Como o futebol e a Copa do Mundo viraram política de Estado no Catar
Quando Catar e Equador entrarem em campo neste domingo, às 13h (de Brasília), no estádio Al Bayt, será dado o pontapé inicial da primeira Copa do Mundo no Oriente Médio. Os significados são muitos, a começar pelo discurso oficial da Fifa de expandir o futebol a todos os cantos do planeta e pregar a tolerância entre os povos. Mas também deve ser lido como o ápice da estratégia do governo catari em transformar a própria imagem, abrir novos negócios e se fazer notar no xadrez da geopolítica mundial — e o esporte cumpre papel crucial neste processo.
Até meados da década de 1990, o pequeno país do Golfo Pérsico, praticamente metade do tamanho de Sergipe e com população de 2,7 milhões, não tinha muita relevância no cenário internacional. Mesmo com a riqueza proveniente das reservas de petróleo e gás, as atenções do mundo sempre recaíam sobre os vizinhos Arábia Saudita e Irã e as relações conflituosas da região. Hoje, o Catar é capaz de se equilibrar melhor entre os dois países inimigos e se posicionar mais enfaticamente em questões como o reconhecimento do estado palestino.
Terceiro maior exportador de gás do mundo, o país compartilha as reservas com o Irã, do outro lado do golfo, e precisa manter uma boa relação com o único vizinho com o qual tem fronteira por terra por questões econômicas.
“Cerca de 61% das exportações do Catar são de gás. Isso permite uma política externa mais independente. O Conselho de Cooperação do Golfo (CCG), liderado pelos sauditas, tem o foco no petróleo. O Catar é um ponto fora da curva e agora aproveita a oportunidade da invasão russa à Ucrânia para oferecer seu gás para a Europa”, explica Andrew Traumann, professor do Unicuritiba e pesquisador do Grupo de Estudos e Pesquisas em Oriente Médio (GEPOM).
Reconhecimento pela bola
As mudanças começaram a acontecer sob o comando do pai do atual emir do país, o xeque Hamad bin Khalifa Al Thani, que deu um golpe em 1995. De olho no futuro e numa economia menos dependente de combustíveis fósseis finitos, países da região começaram a buscar alternativas econômicas e uma nova imagem.

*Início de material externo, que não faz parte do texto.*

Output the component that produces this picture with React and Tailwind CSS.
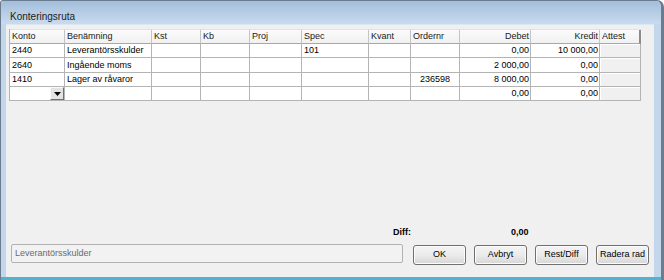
import React from 'react';

const COLS = [
  { name: 'Konto', w: 'w-[55px]' },
  { name: 'Benämning', w: 'w-[87px]' },
  { name: 'Kst', w: 'w-[49px]' },
  { name: 'Kb', w: 'w-[49px]' },
  { name: 'Proj', w: 'w-[52px]' },
  { name: 'Spec', w: 'w-[67px]' },
  { name: 'Kvant', w: 'w-[42px]' },
  { name: 'Ordernr', w: 'w-[49px]', center: true },
  { name: 'Debet', w: 'w-[71px]', right: true },
  { name: 'Kredit', w: 'w-[69px]', right: true },
  { name: 'Attest', w: 'w-[41px]', gray: true },
];

const ROWS = [
  ['2440', 'Leverantörsskulder', '', '', '', '101', '', '', '0,00', '10 000,00', ''],
  ['2640', 'Ingående moms', '', '', '', '', '', '', '2 000,00', '0,00', ''],
  ['1410', 'Lager av råvaror', '', '', '', '', '', '236598', '8 000,00', '0,00', ''],
  ['', '', '', '', '', '', '', '', '0,00', '0,00', ''],
];

const ROW_H = ['h-[14px]', 'h-[15px]', 'h-[14px]', 'h-[14px]'];

function Btn({ children }) {
  return (
    <div className="w-[53px] h-[20px] shrink-0 rounded-[3px] border border-[#707070] bg-gradient-to-b from-[#f4f4f4] via-[#ebebeb] to-[#d6d6d6] flex items-center justify-center text-[9px] text-black shadow-[inset_0_0_0_1px_#fcfcfc]">
      {children}
    </div>
  );
}

export default function App() {
  return (
    <div className="w-[664px] h-[280px] bg-white font-['Liberation_Sans',Arial,sans-serif]">
      <div className="w-[664px] h-[280px] flex flex-col rounded-tr-[7px] rounded-tl-[3px] border-l border-r-[3px] border-t border-[#6b7c8e] bg-[#c3d7ec] overflow-hidden">
        <div className="h-[23px] shrink-0 bg-gradient-to-b from-[#a3bedb] to-[#c9dbee] flex items-end pb-[2px] pl-[9px]">
          <span className="text-[10px] text-[#1b1b1b] leading-none">Konteringsruta</span>
        </div>
        <div className="flex-1 ml-[5px] mr-[7px] bg-[#f0f0f0] flex flex-col pt-[4px] pl-[3px] border-t border-[#dde7f1]">
          {/* grid */}
          <div className="flex flex-col border-l border-[#b4b4b4] w-[633px]">
            <div className="flex h-[15px] bg-gradient-to-b from-[#fbfbfb] to-[#f0f0f0] border-t border-[#e2e2e2]">
              {COLS.map((c, i) => (
                <div
                  key={c.name}
                  className={`${c.w} shrink-0 border-r border-b border-b-[#a8a8a8] ${i === COLS.length - 1 ? 'border-r-2 border-r-[#8a8a8a]' : 'border-r-[#c4c4c4]'} px-[2px] flex items-center ${c.right ? 'justify-end pr-[1px]' : ''} text-[9px] text-[#1a1a1a] leading-none`}
                >
                  {c.name}
                </div>
              ))}
            </div>
            {ROWS.map((r, ri) => (
              <div key={ri} className={`flex ${ROW_H[ri]}`}>
                {r.map((v, ci) => {
                  const c = COLS[ci];
                  const isDrop = ri === 3 && ci === 0;
                  return (
                    <div
                      key={ci}
                      className={`${c.w} shrink-0 border-r border-b border-[#b4b4b4] ${c.gray ? 'bg-[#f0f0f0] shadow-[inset_1px_1px_0_#ffffff]' : 'bg-white'} flex items-center ${c.right ? 'justify-end pr-[1px]' : c.center ? 'justify-center' : 'pl-[2px]'} text-[9px] text-black leading-none relative`}
                    >
                      {v}
                      {isDrop && (
                        <div className="absolute right-0 top-0 bottom-0 w-[14px] bg-[#e3e3e3] border border-t-[#fafafa] border-l-[#fafafa] border-r-[#6f6f6f] border-b-[#6f6f6f] flex items-center justify-center">
                          <svg width="7" height="4" viewBox="0 0 7 4">
                            <path d="M0 0 H7 L3.5 4 Z" fill="#000" />
                          </svg>
                        </div>
                      )}
                    </div>
                  );
                })}
              </div>
            ))}
          </div>

          <div className="flex-1" />

          {/* diff row */}
          <div className="flex items-center h-[10px] text-[9px] font-bold text-black leading-none">
            <span className="ml-[384px]">Diff:</span>
            <span className="ml-[100px]">0,00</span>
          </div>

          {/* bottom row */}
          <div className="flex items-start mt-[7px] mb-[12px] h-[21px]">
            <div className="w-[392px] h-[19px] shrink-0 ml-[2px] rounded-[2px] border border-[#b2b2b2] bg-[#f2f2f2] flex items-center pl-[3px] text-[9px] text-[#6a6a6a] leading-none">
              Leverantörsskulder
            </div>
            <div className="flex gap-[8px] ml-[10px] mt-[1px]">
              <Btn>OK</Btn>
              <Btn>Avbryt</Btn>
              <Btn>Rest/Diff</Btn>
              <Btn>Radera rad</Btn>
            </div>
          </div>
        </div>
        <div className="h-[3px] shrink-0 bg-[#56b0cf]" />
      </div>
    </div>
  );
}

O primeiro grande investimento do Catar nesse sentido foi a criação da Al Jazeera, a principal TV de língua árabe da região, com certa independência para tratar dos assuntos do Oriente Médio. Relação com países europeus, investimentos no exterior, filiais de universidades europeias em Doha e a criação de uma academia esportiva para formação de futuros ídolos fazem parte do combo da reformulação da imagem do país.
Embora o debate em torno do uso do futebol pelo governo catari tenha ganho corpo na última década, o esporte serviu de veículo de reconhecimento internacional para o país antes mesmo de se tornar independente da Coroa Britânica, em 1971. No ano anterior, o Catar conseguiu uma permissão especial da Fifa para participar da Copa do Golfo.

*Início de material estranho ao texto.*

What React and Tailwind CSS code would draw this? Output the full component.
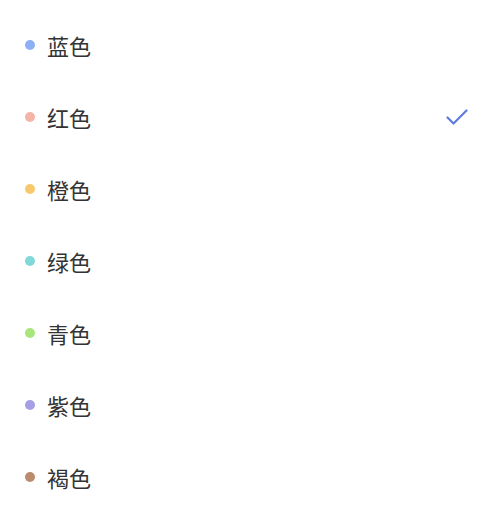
export default function App() {
  const items = [
    { name: "蓝色", color: "bg-[#8db0f5]" },
    { name: "红色", color: "bg-[#f5b4a8]", checked: true },
    { name: "橙色", color: "bg-[#f8c96c]" },
    { name: "绿色", color: "bg-[#80d8d8]" },
    { name: "青色", color: "bg-[#a8e67c]" },
    { name: "紫色", color: "bg-[#a59fe6]" },
    { name: "褐色", color: "bg-[#ba8b6c]" },
  ];
  return (
    <div className="w-[489px] h-[507px] bg-white pt-[9px] font-['Noto_Sans_CJK_SC',sans-serif]">
      {items.map((it) => (
        <div key={it.name} className="h-[72px] flex items-center pl-[25px] pr-[21px]">
          <span className={`w-[10px] h-[10px] rounded-full ${it.color}`} />
          <span className="ml-[12px] text-[22px] leading-none text-[#333333]">{it.name}</span>
          <span className="flex-1" />
          {it.checked && (
            <svg width="22" height="18" viewBox="0 0 22 18" fill="none">
              <path d="M1.5 9.5 L7.5 15.5 L20.5 2.5" stroke="#5b7de0" strokeWidth="2.2" strokeLinecap="round" strokeLinejoin="round" />
            </svg>
          )}
        </div>
      ))}
    </div>
  );
}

“O esporte ajuda a consolidar as identidades nacionais. As pessoas identificam que eles são um país a partir da participação na Copa do Golfo. Naquela época ainda existia uma inflexão do reino britânico para que houvesse uma federação só. Queriam juntar o Bahrein e o Catar, mas eles já tinham uma identidade definida, e o futebol ajudou a consolidar essa separação”, afirma o historiador do esporte Luis Henrique Rolim, que trabalhou como pesquisador do Museu Olímpico de Doha, na década passada.
Ao longo dos anos, o futebol foi desempenhando diferentes papéis, mas dobrou de peso na última década através do “sportswashing” (um processo de limpeza da imagem de um país pelo esporte). Em 2010, o Catar venceu a disputa para sediar a Copa do Mundo. No ano seguinte, o PSG foi adquirido por um fundo de investimentos, e a Qatar Foundation e a Qatar Airways se tornaram patrocinadoras de grandes clubes, como o Barcelona e o Bayern de Munique.
A ascensão ao poder de Tamin bin Hamad Al Thani, em 2013, após o pai abdicar do trono, fortaleceu o processo por ser um amante dos esportes. De 2004 até agora, o país sediou 24 eventos esportivos regionais e internacionais, incluindo o Mundial, e sem contar provas de automobilismo como MotoGP e Fórmula 1. A estratégia de se colocar como um grande player no jogo comercial mundial deu certo.
“É um movimento natural para que esses países sejam mais conhecidos e se tornem uma marca internacional dissociada das guerras e conflitos no Oriente Médio. O Catar ganhou musculatura com isso. Mas é mais uma questão de imagem do que uma revolução interna”, analisa Tanguy Baghdadi, mestre em relações internacionais.